Repeat the listing word for word. No pictures belong in the copy.

╭──

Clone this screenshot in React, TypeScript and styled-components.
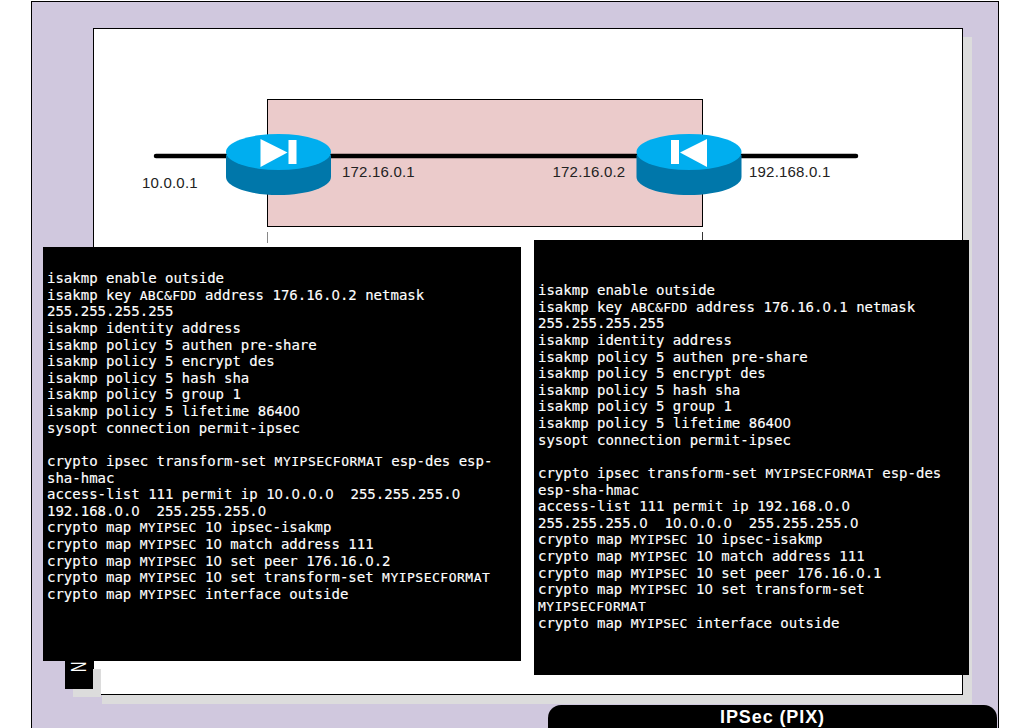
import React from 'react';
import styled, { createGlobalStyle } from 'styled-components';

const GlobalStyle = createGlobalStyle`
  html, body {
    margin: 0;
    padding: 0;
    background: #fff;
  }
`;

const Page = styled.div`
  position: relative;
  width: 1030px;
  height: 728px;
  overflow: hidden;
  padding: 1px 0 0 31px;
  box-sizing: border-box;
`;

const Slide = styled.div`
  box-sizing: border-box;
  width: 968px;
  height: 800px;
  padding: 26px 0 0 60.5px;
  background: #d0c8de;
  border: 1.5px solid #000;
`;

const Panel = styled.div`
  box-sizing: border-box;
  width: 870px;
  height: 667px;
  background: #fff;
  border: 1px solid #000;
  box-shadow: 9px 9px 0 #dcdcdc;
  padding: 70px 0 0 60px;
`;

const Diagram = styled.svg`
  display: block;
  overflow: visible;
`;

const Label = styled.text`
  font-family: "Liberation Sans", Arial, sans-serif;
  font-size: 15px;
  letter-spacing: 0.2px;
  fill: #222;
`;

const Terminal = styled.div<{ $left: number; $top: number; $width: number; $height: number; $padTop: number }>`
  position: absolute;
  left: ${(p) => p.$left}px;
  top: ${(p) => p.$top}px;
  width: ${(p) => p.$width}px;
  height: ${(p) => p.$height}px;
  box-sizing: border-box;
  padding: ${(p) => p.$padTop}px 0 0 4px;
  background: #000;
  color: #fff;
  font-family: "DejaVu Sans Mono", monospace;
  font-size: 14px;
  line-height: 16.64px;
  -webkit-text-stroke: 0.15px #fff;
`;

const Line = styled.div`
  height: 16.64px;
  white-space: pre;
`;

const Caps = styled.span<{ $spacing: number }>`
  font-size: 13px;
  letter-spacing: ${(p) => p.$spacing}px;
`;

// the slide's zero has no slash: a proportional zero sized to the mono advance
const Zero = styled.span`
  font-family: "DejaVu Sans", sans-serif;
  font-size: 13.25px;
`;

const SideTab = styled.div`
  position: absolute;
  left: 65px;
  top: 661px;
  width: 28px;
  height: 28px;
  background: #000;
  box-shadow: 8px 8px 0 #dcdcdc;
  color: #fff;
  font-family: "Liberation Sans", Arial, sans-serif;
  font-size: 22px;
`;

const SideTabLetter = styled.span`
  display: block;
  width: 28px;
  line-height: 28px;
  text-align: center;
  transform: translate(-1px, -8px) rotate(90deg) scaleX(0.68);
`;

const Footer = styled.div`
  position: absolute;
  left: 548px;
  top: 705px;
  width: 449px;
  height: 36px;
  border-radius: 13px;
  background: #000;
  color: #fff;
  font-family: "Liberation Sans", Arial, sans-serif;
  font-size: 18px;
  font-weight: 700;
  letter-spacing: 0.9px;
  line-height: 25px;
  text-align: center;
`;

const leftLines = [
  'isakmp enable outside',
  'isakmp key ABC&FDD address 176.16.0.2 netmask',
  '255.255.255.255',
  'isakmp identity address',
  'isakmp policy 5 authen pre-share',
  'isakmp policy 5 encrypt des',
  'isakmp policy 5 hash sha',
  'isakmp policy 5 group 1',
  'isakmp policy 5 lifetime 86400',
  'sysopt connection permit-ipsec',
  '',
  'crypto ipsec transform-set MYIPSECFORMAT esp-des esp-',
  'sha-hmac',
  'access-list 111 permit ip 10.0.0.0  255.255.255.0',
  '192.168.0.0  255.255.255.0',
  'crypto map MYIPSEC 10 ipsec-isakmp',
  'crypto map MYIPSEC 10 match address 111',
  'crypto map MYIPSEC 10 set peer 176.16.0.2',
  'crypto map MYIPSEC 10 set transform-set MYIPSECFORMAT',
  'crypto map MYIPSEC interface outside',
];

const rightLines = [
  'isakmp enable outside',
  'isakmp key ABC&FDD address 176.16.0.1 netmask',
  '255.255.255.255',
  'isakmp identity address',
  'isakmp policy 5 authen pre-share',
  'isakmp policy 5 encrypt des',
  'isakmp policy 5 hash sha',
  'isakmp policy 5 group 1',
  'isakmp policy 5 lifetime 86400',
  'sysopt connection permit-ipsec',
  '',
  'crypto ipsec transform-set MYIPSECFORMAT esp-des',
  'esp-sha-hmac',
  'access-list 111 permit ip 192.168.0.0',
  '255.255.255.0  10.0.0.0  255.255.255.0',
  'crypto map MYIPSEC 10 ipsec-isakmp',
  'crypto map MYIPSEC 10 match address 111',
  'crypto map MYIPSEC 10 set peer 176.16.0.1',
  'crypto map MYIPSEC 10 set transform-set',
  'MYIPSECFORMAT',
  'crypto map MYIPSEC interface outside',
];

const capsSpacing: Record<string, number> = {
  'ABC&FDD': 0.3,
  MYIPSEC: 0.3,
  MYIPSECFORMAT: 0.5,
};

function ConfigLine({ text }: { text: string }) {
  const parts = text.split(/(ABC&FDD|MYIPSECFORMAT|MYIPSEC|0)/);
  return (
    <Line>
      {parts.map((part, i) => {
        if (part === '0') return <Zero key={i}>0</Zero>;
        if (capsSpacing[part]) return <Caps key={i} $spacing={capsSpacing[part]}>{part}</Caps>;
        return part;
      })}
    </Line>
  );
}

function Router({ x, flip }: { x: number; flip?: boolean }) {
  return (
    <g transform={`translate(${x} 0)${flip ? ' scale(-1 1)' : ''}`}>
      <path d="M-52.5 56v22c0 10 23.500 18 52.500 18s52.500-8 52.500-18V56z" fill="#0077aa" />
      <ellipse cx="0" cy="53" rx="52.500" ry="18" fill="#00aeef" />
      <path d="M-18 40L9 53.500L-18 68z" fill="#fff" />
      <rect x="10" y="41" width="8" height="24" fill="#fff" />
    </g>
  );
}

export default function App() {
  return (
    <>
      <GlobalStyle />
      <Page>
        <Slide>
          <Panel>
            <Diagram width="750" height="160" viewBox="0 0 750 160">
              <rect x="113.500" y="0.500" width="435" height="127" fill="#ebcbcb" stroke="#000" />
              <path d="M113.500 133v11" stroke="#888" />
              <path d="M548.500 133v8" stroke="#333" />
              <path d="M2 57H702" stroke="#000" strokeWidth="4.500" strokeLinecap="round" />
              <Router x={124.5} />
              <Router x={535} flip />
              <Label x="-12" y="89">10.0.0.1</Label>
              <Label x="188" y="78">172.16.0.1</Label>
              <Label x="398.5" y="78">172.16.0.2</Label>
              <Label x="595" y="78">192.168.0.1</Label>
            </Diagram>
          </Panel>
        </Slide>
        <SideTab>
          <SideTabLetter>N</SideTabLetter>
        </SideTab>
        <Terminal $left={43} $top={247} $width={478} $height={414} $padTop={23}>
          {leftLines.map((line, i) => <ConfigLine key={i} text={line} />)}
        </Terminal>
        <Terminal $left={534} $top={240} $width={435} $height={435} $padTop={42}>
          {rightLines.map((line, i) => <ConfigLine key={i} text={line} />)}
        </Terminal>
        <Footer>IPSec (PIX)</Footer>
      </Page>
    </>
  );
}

╰──

# ANSWER FOR THE TASK
Clone this screenshot in React, TypeScript and styled-components.
import React from 'react';
import styled, { createGlobalStyle } from 'styled-components';

const GlobalStyle = createGlobalStyle`
  html, body {
    margin: 0;
    padding: 0;
    background: #fff;
  }
`;

const Page = styled.div`
  position: relative;
  width: 1030px;
  height: 728px;
  overflow: hidden;
  padding: 1px 0 0 31px;
  box-sizing: border-box;
`;

const Slide = styled.div`
  box-sizing: border-box;
  width: 968px;
  height: 800px;
  padding: 26px 0 0 60.5px;
  background: #d0c8de;
  border: 1.5px solid #000;
`;

const Panel = styled.div`
  box-sizing: border-box;
  width: 870px;
  height: 667px;
  background: #fff;
  border: 1px solid #000;
  box-shadow: 9px 9px 0 #dcdcdc;
  padding: 70px 0 0 60px;
`;

const Diagram = styled.svg`
  display: block;
  overflow: visible;
`;

const Label = styled.text`
  font-family: "Liberation Sans", Arial, sans-serif;
  font-size: 15px;
  letter-spacing: 0.2px;
  fill: #222;
`;

const Terminal = styled.div<{ $left: number; $top: number; $width: number; $height: number; $padTop: number }>`
  position: absolute;
  left: ${(p) => p.$left}px;
  top: ${(p) => p.$top}px;
  width: ${(p) => p.$width}px;
  height: ${(p) => p.$height}px;
  box-sizing: border-box;
  padding: ${(p) => p.$padTop}px 0 0 4px;
  background: #000;
  color: #fff;
  font-family: "DejaVu Sans Mono", monospace;
  font-size: 14px;
  line-height: 16.64px;
  -webkit-text-stroke: 0.15px #fff;
`;

const Line = styled.div`
  height: 16.64px;
  white-space: pre;
`;

const Caps = styled.span<{ $spacing: number }>`
  font-size: 13px;
  letter-spacing: ${(p) => p.$spacing}px;
`;

// the slide's zero has no slash: a proportional zero sized to the mono advance
const Zero = styled.span`
  font-family: "DejaVu Sans", sans-serif;
  font-size: 13.25px;
`;

const SideTab = styled.div`
  position: absolute;
  left: 65px;
  top: 661px;
  width: 28px;
  height: 28px;
  background: #000;
  box-shadow: 8px 8px 0 #dcdcdc;
  color: #fff;
  font-family: "Liberation Sans", Arial, sans-serif;
  font-size: 22px;
`;

const SideTabLetter = styled.span`
  display: block;
  width: 28px;
  line-height: 28px;
  text-align: center;
  transform: translate(-1px, -8px) rotate(90deg) scaleX(0.68);
`;

const Footer = styled.div`
  position: absolute;
  left: 548px;
  top: 705px;
  width: 449px;
  height: 36px;
  border-radius: 13px;
  background: #000;
  color: #fff;
  font-family: "Liberation Sans", Arial, sans-serif;
  font-size: 18px;
  font-weight: 700;
  letter-spacing: 0.9px;
  line-height: 25px;
  text-align: center;
`;

const leftLines = [
  'isakmp enable outside',
  'isakmp key ABC&FDD address 176.16.0.2 netmask',
  '255.255.255.255',
  'isakmp identity address',
  'isakmp policy 5 authen pre-share',
  'isakmp policy 5 encrypt des',
  'isakmp policy 5 hash sha',
  'isakmp policy 5 group 1',
  'isakmp policy 5 lifetime 86400',
  'sysopt connection permit-ipsec',
  '',
  'crypto ipsec transform-set MYIPSECFORMAT esp-des esp-',
  'sha-hmac',
  'access-list 111 permit ip 10.0.0.0  255.255.255.0',
  '192.168.0.0  255.255.255.0',
  'crypto map MYIPSEC 10 ipsec-isakmp',
  'crypto map MYIPSEC 10 match address 111',
  'crypto map MYIPSEC 10 set peer 176.16.0.2',
  'crypto map MYIPSEC 10 set transform-set MYIPSECFORMAT',
  'crypto map MYIPSEC interface outside',
];

const rightLines = [
  'isakmp enable outside',
  'isakmp key ABC&FDD address 176.16.0.1 netmask',
  '255.255.255.255',
  'isakmp identity address',
  'isakmp policy 5 authen pre-share',
  'isakmp policy 5 encrypt des',
  'isakmp policy 5 hash sha',
  'isakmp policy 5 group 1',
  'isakmp policy 5 lifetime 86400',
  'sysopt connection permit-ipsec',
  '',
  'crypto ipsec transform-set MYIPSECFORMAT esp-des',
  'esp-sha-hmac',
  'access-list 111 permit ip 192.168.0.0',
  '255.255.255.0  10.0.0.0  255.255.255.0',
  'crypto map MYIPSEC 10 ipsec-isakmp',
  'crypto map MYIPSEC 10 match address 111',
  'crypto map MYIPSEC 10 set peer 176.16.0.1',
  'crypto map MYIPSEC 10 set transform-set',
  'MYIPSECFORMAT',
  'crypto map MYIPSEC interface outside',
];

const capsSpacing: Record<string, number> = {
  'ABC&FDD': 0.3,
  MYIPSEC: 0.3,
  MYIPSECFORMAT: 0.5,
};

function ConfigLine({ text }: { text: string }) {
  const parts = text.split(/(ABC&FDD|MYIPSECFORMAT|MYIPSEC|0)/);
  return (
    <Line>
      {parts.map((part, i) => {
        if (part === '0') return <Zero key={i}>0</Zero>;
        if (capsSpacing[part]) return <Caps key={i} $spacing={capsSpacing[part]}>{part}</Caps>;
        return part;
      })}
    </Line>
  );
}

function Router({ x, flip }: { x: number; flip?: boolean }) {
  return (
    <g transform={`translate(${x} 0)${flip ? ' scale(-1 1)' : ''}`}>
      <path d="M-52.5 56v22c0 10 23.500 18 52.500 18s52.500-8 52.500-18V56z" fill="#0077aa" />
      <ellipse cx="0" cy="53" rx="52.500" ry="18" fill="#00aeef" />
      <path d="M-18 40L9 53.500L-18 68z" fill="#fff" />
      <rect x="10" y="41" width="8" height="24" fill="#fff" />
    </g>
  );
}

export default function App() {
  return (
    <>
      <GlobalStyle />
      <Page>
        <Slide>
          <Panel>
            <Diagram width="750" height="160" viewBox="0 0 750 160">
              <rect x="113.500" y="0.500" width="435" height="127" fill="#ebcbcb" stroke="#000" />
              <path d="M113.500 133v11" stroke="#888" />
              <path d="M548.500 133v8" stroke="#333" />
              <path d="M2 57H702" stroke="#000" strokeWidth="4.500" strokeLinecap="round" />
              <Router x={124.5} />
              <Router x={535} flip />
              <Label x="-12" y="89">10.0.0.1</Label>
              <Label x="188" y="78">172.16.0.1</Label>
              <Label x="398.5" y="78">172.16.0.2</Label>
              <Label x="595" y="78">192.168.0.1</Label>
            </Diagram>
          </Panel>
        </Slide>
        <SideTab>
          <SideTabLetter>N</SideTabLetter>
        </SideTab>
        <Terminal $left={43} $top={247} $width={478} $height={414} $padTop={23}>
          {leftLines.map((line, i) => <ConfigLine key={i} text={line} />)}
        </Terminal>
        <Terminal $left={534} $top={240} $width={435} $height={435} $padTop={42}>
          {rightLines.map((line, i) => <ConfigLine key={i} text={line} />)}
        </Terminal>
        <Footer>IPSec (PIX)</Footer>
      </Page>
    </>
  );
}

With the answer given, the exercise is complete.